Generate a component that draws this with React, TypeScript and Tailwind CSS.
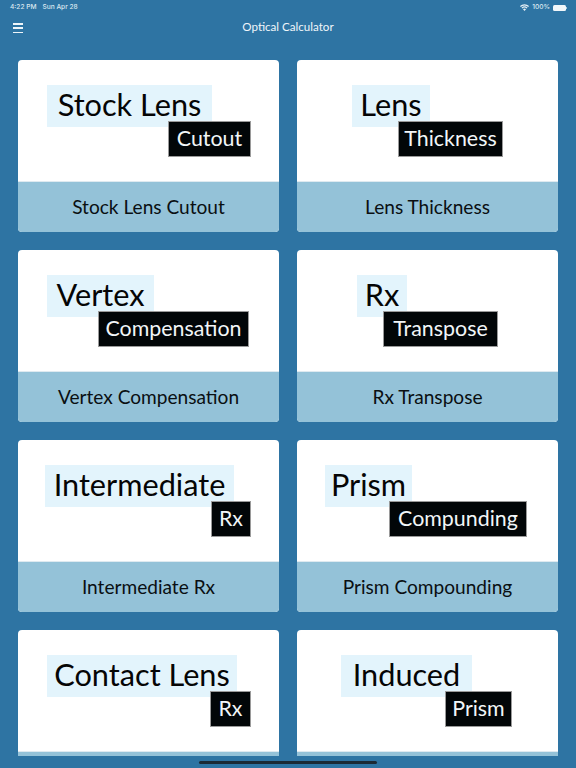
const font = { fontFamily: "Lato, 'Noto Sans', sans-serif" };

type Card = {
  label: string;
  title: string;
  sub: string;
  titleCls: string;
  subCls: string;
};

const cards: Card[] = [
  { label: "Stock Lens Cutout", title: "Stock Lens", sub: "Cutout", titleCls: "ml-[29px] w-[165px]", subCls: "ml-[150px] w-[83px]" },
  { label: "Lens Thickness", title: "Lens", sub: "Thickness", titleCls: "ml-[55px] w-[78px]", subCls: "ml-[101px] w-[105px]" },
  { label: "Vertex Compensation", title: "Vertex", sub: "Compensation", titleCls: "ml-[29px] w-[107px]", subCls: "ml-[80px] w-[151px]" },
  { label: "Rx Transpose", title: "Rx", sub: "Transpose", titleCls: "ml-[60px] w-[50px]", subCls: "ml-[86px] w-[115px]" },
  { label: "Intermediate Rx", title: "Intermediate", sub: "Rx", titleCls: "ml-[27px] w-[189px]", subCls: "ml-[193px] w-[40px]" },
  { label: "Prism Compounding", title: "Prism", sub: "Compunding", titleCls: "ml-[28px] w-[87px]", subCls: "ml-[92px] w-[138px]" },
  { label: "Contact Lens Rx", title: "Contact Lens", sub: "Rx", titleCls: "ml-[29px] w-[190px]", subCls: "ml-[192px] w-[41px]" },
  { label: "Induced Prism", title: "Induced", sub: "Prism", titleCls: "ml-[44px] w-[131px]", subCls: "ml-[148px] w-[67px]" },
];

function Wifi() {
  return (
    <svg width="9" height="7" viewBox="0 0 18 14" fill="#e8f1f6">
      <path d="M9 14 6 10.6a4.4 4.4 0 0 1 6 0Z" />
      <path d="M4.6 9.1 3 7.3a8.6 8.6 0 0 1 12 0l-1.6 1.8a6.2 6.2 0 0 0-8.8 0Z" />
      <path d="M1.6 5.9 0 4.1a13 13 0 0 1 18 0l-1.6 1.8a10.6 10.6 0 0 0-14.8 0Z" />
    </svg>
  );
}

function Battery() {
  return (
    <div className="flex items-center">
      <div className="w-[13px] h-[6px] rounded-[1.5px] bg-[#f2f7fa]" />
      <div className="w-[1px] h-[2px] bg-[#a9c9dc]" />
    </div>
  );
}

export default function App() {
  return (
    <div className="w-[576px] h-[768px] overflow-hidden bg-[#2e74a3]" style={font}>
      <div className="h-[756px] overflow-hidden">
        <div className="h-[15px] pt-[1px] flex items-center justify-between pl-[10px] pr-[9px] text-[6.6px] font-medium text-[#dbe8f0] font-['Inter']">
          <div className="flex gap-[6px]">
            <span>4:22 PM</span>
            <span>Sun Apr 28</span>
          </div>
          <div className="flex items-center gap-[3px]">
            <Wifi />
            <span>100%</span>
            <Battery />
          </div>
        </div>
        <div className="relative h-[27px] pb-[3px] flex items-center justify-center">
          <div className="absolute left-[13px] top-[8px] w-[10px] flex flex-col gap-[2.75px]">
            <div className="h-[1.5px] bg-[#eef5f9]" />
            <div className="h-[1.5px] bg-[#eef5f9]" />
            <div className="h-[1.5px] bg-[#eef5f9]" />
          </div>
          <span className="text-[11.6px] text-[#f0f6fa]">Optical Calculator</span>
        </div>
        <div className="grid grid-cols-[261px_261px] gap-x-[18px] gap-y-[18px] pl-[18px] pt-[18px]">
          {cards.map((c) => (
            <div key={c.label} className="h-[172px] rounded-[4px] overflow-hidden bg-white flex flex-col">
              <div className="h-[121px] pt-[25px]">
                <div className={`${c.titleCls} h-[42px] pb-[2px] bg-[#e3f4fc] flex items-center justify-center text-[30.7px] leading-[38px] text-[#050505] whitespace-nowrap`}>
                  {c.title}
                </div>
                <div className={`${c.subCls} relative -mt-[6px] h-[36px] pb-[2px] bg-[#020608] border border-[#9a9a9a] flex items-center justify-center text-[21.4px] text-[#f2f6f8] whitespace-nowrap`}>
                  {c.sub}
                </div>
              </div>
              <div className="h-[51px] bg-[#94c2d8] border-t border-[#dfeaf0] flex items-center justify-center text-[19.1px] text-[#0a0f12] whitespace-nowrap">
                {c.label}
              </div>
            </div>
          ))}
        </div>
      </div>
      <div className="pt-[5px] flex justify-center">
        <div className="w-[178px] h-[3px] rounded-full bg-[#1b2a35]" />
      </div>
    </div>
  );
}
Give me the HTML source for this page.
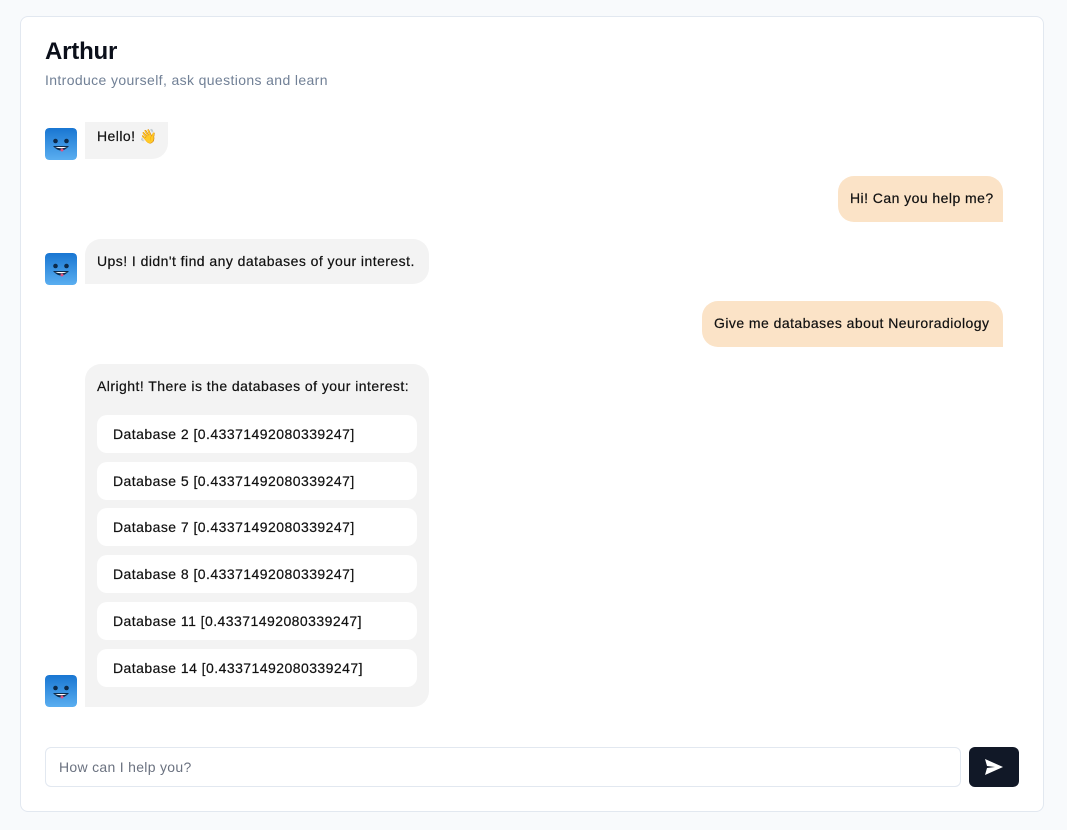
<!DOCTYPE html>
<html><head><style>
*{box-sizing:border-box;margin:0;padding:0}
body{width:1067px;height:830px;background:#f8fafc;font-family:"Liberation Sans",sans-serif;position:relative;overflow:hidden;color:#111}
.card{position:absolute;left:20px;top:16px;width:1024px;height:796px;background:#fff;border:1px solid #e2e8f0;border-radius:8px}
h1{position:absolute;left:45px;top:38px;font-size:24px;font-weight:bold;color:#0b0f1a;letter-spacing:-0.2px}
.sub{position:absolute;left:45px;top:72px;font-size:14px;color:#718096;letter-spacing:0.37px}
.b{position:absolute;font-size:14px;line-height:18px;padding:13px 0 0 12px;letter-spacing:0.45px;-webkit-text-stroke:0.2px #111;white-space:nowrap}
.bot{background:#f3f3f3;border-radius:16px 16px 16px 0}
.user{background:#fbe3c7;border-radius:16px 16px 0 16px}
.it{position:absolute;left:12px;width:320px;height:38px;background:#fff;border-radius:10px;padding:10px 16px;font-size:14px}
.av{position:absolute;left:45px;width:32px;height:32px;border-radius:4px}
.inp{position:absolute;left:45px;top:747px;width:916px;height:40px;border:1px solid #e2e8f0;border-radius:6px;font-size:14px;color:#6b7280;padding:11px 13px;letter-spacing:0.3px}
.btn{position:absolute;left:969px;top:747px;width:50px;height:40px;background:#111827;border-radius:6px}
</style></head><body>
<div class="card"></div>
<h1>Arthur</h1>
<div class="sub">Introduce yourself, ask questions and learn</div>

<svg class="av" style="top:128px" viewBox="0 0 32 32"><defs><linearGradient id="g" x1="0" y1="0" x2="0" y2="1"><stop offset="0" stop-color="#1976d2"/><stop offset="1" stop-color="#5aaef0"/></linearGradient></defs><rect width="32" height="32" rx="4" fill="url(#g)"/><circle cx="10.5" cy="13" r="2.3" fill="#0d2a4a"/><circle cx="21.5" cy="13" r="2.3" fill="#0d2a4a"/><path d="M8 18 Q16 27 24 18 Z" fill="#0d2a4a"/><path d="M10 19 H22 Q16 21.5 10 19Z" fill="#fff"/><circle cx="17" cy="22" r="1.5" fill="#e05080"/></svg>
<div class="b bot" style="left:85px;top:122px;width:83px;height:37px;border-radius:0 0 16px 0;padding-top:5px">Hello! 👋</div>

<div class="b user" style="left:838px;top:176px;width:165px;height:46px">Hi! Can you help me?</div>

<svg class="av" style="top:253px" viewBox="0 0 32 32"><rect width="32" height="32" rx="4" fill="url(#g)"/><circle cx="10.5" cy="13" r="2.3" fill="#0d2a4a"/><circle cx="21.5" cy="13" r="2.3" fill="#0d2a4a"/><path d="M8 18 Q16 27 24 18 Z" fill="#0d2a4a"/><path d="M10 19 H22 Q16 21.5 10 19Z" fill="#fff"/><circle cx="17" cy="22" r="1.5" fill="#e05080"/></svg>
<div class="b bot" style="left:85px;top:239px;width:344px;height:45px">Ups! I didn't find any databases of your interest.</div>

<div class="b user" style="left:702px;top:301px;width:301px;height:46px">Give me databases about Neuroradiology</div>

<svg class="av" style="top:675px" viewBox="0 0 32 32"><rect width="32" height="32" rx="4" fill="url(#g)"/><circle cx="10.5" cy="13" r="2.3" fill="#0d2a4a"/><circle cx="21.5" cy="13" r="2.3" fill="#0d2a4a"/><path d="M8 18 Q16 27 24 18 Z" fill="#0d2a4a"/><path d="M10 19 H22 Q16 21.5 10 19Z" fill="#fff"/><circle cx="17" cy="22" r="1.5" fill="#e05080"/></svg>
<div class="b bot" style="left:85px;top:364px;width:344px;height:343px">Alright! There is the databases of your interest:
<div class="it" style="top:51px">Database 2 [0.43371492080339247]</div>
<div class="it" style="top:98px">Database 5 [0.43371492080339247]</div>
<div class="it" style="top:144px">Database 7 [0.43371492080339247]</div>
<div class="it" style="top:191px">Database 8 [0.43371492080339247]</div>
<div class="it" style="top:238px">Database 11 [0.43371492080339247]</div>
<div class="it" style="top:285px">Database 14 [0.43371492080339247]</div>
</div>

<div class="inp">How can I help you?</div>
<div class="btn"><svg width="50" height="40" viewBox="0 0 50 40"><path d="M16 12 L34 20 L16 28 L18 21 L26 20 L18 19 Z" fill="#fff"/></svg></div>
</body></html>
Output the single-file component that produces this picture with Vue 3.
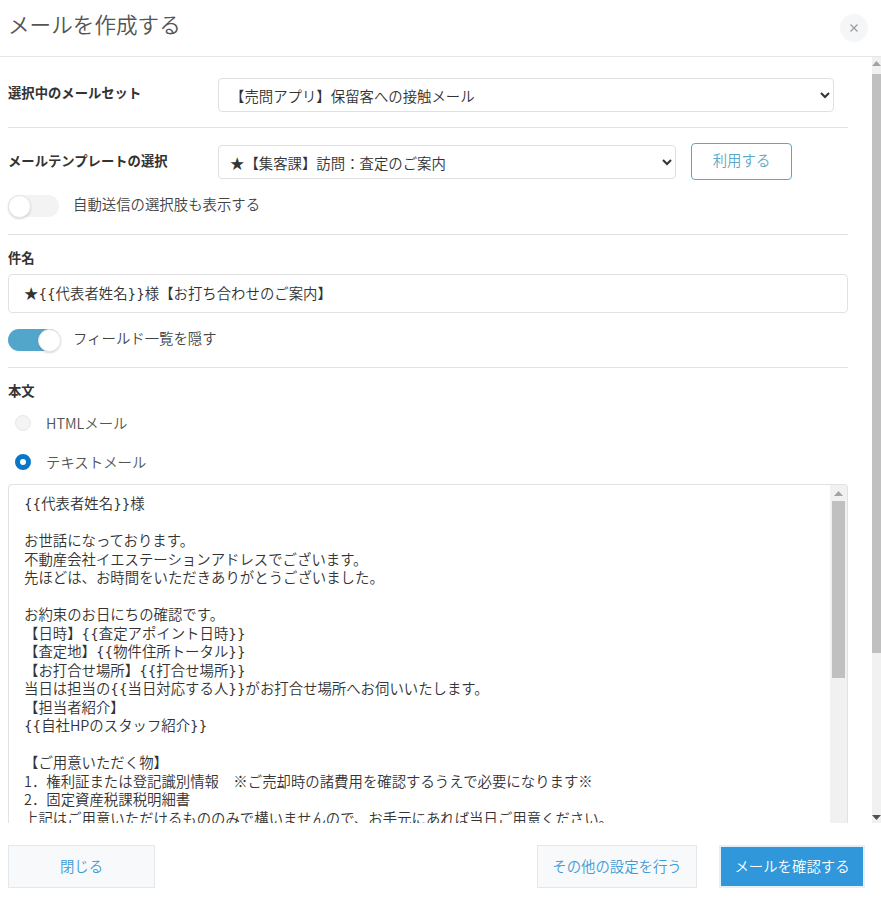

### Aim
Note each line of the entries that has "this" in it, and copy those lines.

### Full response
Generate a component that draws this with React, TypeScript and Tailwind CSS.
Give me the HTML source for this page.
Output the single-file component that produces this picture with Vue 3.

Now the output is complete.